Exercise details: Report each line of the data that has "with" somewhere in it.

Given information:
☆ ☆ ☆ ☆ ☆ ☆ ☆

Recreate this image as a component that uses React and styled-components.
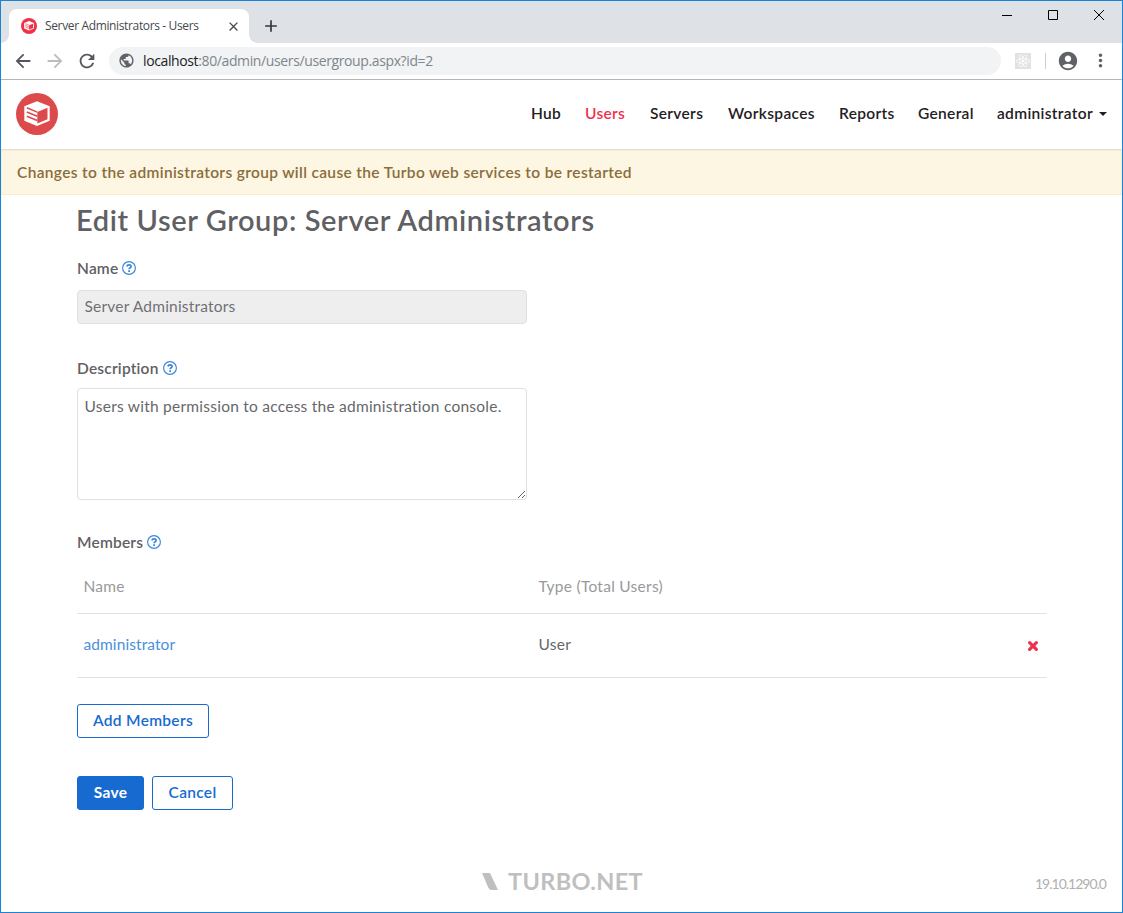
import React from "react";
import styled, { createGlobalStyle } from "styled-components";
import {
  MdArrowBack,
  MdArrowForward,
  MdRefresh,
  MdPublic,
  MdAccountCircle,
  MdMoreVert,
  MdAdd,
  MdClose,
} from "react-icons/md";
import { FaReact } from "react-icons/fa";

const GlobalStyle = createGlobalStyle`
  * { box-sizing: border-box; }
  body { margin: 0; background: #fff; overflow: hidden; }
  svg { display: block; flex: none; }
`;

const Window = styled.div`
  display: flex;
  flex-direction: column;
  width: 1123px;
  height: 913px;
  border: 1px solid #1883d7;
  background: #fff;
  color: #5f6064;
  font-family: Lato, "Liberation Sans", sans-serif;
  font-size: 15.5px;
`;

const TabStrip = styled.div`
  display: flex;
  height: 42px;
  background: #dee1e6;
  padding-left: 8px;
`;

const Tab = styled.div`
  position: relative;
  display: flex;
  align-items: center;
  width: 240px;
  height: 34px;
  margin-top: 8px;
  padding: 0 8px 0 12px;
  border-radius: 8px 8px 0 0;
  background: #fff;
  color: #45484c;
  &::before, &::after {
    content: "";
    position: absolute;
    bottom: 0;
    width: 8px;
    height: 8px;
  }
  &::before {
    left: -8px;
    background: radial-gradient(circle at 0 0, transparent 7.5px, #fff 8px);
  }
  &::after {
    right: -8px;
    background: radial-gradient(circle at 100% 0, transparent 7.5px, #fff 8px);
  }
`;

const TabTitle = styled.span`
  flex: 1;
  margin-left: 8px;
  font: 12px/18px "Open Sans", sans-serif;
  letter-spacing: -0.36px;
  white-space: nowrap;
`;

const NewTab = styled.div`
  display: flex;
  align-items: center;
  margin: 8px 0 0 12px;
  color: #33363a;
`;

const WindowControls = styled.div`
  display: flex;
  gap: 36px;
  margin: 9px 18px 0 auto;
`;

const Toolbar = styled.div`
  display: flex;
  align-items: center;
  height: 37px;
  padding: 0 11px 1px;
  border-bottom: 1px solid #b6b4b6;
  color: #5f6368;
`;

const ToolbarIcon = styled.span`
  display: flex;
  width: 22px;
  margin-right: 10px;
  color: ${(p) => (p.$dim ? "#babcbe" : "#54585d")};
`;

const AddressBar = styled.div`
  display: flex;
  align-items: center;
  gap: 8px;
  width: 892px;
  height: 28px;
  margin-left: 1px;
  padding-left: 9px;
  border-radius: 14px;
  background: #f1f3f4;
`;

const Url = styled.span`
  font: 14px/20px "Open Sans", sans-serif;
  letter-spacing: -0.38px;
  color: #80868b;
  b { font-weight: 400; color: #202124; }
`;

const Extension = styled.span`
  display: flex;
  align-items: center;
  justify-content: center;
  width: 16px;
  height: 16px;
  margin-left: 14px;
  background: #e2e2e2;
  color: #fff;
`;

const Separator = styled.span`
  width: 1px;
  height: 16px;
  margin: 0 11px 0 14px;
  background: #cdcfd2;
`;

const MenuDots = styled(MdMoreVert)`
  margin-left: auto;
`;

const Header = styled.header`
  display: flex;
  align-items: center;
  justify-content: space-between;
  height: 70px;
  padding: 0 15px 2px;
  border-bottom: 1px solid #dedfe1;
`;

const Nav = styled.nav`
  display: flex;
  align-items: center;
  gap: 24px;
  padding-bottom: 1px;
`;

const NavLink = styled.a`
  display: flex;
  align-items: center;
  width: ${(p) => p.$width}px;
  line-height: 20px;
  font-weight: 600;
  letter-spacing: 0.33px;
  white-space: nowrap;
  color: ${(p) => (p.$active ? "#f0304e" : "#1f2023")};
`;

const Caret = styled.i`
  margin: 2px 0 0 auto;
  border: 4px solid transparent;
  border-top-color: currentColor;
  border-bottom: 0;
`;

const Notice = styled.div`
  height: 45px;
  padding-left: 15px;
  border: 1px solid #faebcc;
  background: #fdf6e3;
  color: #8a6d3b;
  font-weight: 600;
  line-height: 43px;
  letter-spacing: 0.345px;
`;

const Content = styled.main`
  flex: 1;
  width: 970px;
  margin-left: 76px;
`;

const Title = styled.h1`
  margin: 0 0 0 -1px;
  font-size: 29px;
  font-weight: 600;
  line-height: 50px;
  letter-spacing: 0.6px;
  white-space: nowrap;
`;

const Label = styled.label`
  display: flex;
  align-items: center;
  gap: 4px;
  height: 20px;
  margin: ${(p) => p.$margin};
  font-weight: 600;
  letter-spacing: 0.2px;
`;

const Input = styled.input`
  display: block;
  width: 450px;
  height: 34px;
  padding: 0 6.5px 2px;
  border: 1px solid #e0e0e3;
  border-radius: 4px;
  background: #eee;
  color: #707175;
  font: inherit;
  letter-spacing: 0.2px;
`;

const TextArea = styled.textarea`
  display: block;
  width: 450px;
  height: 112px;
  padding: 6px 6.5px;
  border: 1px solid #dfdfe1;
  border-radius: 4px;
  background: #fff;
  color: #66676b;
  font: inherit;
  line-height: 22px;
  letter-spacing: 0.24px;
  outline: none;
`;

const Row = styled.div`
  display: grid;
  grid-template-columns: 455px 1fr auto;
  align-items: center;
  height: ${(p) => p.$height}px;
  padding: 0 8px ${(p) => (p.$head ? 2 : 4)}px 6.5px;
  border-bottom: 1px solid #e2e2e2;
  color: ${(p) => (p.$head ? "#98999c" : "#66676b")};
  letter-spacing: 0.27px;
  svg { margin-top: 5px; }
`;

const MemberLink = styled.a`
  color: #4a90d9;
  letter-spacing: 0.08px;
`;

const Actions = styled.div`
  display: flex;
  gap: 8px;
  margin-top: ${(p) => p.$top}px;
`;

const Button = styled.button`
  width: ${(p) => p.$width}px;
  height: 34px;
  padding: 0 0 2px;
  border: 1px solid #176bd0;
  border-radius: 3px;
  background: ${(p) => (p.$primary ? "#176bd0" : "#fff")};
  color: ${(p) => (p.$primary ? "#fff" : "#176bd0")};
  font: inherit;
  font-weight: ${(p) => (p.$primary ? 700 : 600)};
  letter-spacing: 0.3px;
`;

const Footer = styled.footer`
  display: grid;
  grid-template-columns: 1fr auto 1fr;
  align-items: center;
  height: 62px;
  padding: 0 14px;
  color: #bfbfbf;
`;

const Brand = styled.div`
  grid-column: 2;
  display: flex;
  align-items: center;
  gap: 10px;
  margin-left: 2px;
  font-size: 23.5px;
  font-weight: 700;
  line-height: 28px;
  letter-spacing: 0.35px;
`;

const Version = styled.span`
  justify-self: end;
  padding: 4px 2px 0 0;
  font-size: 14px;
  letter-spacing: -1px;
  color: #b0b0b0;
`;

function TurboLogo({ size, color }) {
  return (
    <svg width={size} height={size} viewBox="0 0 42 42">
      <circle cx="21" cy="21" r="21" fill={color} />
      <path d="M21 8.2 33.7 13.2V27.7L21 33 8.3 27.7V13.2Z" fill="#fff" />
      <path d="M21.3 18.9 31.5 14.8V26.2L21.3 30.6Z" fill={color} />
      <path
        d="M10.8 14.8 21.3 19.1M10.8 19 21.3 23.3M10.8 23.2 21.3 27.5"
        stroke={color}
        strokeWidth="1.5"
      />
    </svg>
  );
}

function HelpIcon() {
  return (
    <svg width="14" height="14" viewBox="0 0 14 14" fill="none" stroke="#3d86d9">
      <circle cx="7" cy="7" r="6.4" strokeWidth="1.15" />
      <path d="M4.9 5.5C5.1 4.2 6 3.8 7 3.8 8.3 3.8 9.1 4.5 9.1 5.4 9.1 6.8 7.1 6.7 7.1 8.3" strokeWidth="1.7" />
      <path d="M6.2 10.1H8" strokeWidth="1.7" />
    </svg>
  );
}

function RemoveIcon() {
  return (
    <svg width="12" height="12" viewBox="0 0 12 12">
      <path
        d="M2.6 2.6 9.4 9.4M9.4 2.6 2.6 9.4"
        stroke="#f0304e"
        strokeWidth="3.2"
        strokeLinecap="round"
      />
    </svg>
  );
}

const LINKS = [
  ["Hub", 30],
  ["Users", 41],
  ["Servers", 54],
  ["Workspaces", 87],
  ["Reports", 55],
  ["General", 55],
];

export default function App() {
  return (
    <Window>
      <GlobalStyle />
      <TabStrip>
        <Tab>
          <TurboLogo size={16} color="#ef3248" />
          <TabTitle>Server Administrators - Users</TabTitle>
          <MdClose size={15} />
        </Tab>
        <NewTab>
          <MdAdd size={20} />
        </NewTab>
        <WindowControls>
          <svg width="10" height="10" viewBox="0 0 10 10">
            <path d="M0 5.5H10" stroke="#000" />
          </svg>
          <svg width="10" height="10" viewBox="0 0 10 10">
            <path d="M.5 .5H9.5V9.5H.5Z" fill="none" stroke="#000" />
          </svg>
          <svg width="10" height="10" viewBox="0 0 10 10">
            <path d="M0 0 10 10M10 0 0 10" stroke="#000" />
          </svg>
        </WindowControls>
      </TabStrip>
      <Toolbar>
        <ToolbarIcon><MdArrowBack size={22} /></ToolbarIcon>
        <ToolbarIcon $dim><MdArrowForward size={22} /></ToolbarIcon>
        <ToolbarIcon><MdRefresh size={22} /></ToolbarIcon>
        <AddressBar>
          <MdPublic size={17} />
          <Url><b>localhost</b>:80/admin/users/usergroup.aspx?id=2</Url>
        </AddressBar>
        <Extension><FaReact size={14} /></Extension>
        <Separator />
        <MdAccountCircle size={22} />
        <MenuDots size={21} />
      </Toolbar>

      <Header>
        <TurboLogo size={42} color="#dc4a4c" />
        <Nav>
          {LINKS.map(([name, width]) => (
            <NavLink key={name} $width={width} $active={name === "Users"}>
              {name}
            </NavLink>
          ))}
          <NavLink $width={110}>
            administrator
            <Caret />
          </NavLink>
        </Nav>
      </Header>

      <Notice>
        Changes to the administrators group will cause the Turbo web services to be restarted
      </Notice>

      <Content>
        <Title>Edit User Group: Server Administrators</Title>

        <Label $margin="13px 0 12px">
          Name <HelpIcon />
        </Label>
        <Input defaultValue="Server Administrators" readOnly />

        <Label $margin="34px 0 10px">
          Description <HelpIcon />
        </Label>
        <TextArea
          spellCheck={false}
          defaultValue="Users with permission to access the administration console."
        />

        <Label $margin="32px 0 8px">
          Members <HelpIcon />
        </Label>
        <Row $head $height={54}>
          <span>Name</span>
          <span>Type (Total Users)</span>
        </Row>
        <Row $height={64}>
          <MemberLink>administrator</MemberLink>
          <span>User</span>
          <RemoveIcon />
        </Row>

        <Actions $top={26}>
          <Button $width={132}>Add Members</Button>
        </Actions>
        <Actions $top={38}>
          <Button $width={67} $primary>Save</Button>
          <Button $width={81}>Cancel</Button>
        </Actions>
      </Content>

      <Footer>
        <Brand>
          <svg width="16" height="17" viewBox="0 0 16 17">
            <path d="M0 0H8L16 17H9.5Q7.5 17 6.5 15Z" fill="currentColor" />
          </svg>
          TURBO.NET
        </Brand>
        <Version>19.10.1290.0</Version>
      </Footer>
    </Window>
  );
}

☆ ☆ ☆ ☆ ☆ ☆ ☆

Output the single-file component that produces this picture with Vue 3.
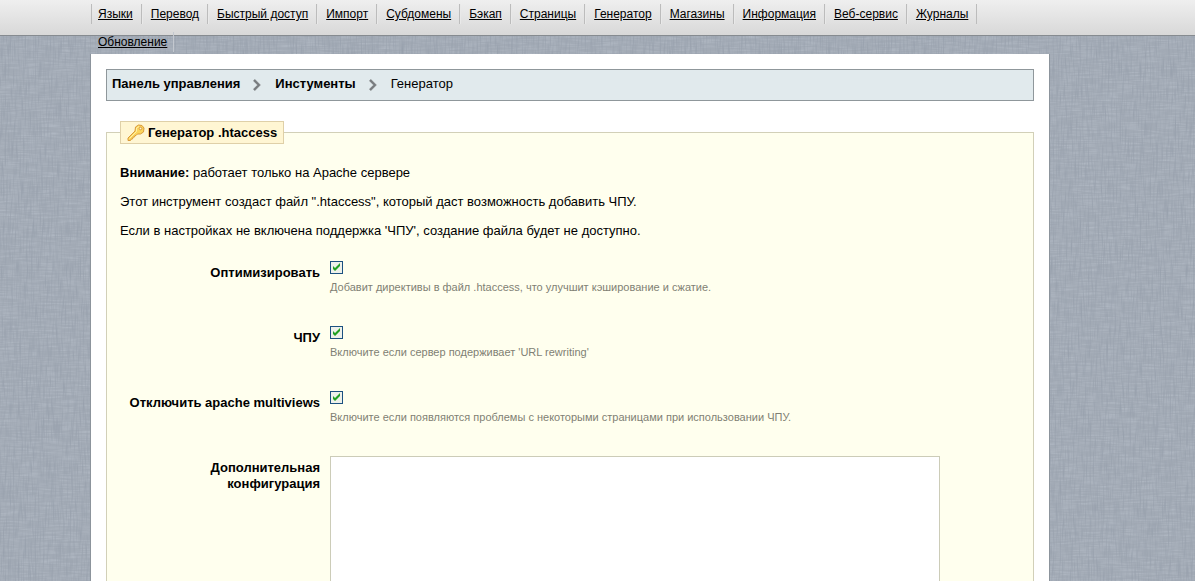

☆ ☆ ☆ ☆ ☆ ☆ ☆

Task solution:
          defaultValue="Users with permission to access the administration console."
Output the single-file component that produces this picture with Vue 3.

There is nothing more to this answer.